Quality, for Lior, translates into its internal performance. Maria Enriquez, COO of NICE & Bella, points to the fact that maintaining this level of precision is an intentional effort to reduce return rates within the company. "People don't return pieces that they love," she says. "And they don't keep wearing something for years if it doesn't perform. Our craftsmanship is curated with the objective to meet those standards."

Founded in 1986, the family-owned factory controls everything from design and prototyping to plating, finishing, and quality assurance. Advanced technologies coexist with artisanal techniques that jewelry still demands. Materials are sourced globally to meet the best outcome, not the cheapest output.

According to Litchi, that balance between innovation and handcraft is precisely what enables accessibility without erosion of standards. "Plated doesn't mean rushed, and affordable doesn't mean careless," he says. "There are multiple quality checkpoints before a piece ever reaches the customer."

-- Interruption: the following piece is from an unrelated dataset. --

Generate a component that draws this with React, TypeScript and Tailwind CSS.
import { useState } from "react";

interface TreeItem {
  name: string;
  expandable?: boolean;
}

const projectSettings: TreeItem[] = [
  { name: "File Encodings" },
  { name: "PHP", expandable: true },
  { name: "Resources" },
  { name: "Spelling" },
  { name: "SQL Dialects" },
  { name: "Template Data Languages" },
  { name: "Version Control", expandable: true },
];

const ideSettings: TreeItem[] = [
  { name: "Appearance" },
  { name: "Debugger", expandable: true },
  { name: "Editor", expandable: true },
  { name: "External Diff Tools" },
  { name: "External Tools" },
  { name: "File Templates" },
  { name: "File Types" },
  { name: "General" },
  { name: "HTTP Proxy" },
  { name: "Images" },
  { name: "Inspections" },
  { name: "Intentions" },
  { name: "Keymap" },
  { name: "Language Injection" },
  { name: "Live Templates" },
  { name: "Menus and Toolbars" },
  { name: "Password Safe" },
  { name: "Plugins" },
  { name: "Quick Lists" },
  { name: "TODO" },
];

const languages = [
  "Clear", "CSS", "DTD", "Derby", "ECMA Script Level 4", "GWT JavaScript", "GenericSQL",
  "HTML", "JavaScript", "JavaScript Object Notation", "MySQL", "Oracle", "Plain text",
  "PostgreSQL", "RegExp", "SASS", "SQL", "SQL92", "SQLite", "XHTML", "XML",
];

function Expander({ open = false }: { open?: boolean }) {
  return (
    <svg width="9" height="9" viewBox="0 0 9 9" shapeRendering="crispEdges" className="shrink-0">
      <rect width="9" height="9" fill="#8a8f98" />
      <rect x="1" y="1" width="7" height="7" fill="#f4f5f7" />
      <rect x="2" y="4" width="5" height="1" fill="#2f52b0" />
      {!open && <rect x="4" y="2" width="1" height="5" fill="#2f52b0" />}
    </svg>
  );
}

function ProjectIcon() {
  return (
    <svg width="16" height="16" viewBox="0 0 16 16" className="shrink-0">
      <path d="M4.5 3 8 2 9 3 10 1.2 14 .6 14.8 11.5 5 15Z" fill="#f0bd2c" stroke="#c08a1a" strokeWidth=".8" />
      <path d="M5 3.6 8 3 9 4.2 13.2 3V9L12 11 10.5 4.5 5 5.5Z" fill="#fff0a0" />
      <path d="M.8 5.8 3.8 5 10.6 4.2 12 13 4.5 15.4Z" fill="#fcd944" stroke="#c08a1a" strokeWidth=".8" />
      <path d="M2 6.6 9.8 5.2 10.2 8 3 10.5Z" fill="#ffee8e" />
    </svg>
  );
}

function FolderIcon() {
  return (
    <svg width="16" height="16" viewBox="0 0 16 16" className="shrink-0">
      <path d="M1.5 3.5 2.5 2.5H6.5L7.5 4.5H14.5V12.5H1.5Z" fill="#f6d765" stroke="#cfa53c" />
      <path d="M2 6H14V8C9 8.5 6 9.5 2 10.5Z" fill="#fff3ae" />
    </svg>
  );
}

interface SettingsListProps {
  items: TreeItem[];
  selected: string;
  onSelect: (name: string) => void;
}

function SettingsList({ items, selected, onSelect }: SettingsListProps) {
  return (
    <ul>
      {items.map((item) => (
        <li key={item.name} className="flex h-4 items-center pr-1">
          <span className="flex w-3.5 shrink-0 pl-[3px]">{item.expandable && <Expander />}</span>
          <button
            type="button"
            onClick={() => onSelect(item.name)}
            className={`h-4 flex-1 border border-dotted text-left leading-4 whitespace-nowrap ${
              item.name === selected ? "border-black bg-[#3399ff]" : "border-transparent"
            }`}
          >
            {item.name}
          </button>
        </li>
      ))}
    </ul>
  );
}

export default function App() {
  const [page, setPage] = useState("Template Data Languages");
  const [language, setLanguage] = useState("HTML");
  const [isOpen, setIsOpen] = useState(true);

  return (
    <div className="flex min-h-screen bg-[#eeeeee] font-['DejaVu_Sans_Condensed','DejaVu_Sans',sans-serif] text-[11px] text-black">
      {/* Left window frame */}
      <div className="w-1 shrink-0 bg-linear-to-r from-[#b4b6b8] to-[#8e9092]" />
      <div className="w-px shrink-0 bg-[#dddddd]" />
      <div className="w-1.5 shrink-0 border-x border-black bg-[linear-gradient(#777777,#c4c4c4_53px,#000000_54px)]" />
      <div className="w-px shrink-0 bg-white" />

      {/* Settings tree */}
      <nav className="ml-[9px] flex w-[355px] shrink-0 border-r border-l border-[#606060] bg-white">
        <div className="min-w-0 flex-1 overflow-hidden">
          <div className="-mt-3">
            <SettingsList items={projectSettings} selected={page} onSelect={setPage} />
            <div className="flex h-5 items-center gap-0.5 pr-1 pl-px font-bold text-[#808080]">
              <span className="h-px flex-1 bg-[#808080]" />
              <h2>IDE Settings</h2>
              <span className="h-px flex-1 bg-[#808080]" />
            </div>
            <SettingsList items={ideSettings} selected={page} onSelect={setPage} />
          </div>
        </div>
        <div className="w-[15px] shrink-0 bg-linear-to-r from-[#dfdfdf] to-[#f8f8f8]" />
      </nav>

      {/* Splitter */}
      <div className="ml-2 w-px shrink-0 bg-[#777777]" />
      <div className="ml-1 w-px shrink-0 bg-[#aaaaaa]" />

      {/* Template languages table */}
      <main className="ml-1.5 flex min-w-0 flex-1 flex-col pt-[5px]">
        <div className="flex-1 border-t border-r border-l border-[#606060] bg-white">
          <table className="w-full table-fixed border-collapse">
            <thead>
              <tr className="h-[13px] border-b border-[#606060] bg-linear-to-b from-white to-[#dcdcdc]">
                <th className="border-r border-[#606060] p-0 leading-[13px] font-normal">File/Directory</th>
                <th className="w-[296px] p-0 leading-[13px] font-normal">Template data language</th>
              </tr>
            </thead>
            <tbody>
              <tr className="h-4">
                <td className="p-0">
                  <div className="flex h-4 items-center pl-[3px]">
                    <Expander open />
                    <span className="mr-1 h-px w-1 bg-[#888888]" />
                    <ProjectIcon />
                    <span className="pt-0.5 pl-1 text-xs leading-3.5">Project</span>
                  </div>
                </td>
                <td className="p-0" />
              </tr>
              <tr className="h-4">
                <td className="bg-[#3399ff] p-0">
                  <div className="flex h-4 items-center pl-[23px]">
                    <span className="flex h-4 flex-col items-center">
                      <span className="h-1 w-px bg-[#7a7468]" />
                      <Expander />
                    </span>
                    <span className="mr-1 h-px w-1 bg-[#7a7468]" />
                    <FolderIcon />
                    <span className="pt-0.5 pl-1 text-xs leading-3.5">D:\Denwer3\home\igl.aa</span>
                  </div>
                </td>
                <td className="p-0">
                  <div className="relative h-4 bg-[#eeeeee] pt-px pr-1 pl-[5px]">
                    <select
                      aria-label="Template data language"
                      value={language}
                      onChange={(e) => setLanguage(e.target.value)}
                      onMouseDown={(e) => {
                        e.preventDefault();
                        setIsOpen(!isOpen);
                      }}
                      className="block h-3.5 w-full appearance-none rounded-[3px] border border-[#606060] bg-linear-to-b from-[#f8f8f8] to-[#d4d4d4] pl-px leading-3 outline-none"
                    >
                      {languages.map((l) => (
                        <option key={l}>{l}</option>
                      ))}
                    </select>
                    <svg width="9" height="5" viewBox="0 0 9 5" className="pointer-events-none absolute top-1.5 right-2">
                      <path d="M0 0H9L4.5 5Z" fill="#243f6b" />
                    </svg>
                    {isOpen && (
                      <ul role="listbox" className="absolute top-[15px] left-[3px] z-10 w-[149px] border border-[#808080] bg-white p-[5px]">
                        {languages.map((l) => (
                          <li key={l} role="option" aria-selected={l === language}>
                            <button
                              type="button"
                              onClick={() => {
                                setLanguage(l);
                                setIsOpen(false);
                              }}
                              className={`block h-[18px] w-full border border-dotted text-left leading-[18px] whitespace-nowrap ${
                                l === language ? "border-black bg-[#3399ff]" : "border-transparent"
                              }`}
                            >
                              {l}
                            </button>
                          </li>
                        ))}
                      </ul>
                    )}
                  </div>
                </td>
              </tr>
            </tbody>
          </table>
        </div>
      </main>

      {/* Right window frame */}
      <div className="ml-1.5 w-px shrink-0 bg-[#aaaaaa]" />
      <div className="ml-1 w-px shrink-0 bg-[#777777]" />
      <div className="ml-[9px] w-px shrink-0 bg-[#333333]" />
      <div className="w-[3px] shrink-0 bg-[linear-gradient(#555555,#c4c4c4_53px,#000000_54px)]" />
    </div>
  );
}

Accessibility also defines how NICE & Bella engage the market. Its direct sales model allows individuals to become distributors with minimal upfront investment, offering refined jewelry that can resonate with any customer base. "You don't need formal business education or a large amount of capital to start," Litchi says. "What you need is commitment, and the product needs to be something you're proud to stand behind."

That same logic extends to partnerships with creators and established personalities. The company has begun shaping thoughtful collaborations with influencers and aspiring entrepreneurs that respect all stakeholders. "We're very conscious about how we bring new channels in," Litchi says. "The goal is to expand opportunity, not shift it away from people who have built this business for decades."

The outcome, ultimately, lies in providing luxury jewelry that can elevate life and allow buyers to experience the glamor without demanding financial strain. From a leadership perspective, Enriquez emphasizes that they hold a greater purpose. "We're creating something that makes people feel beautiful, more confident, and more expressive, even when other parts of life feel uncertain. That matters."

With quality at the forefront, Lior aims to occupy an intentional middle ground between mass production and unattainable luxury. Its model suggests that elegance doesn't have to lose meaning when it becomes accessible. On the contrary, it shows that it can gain relevance because beauty, in essence, is meant to be universal.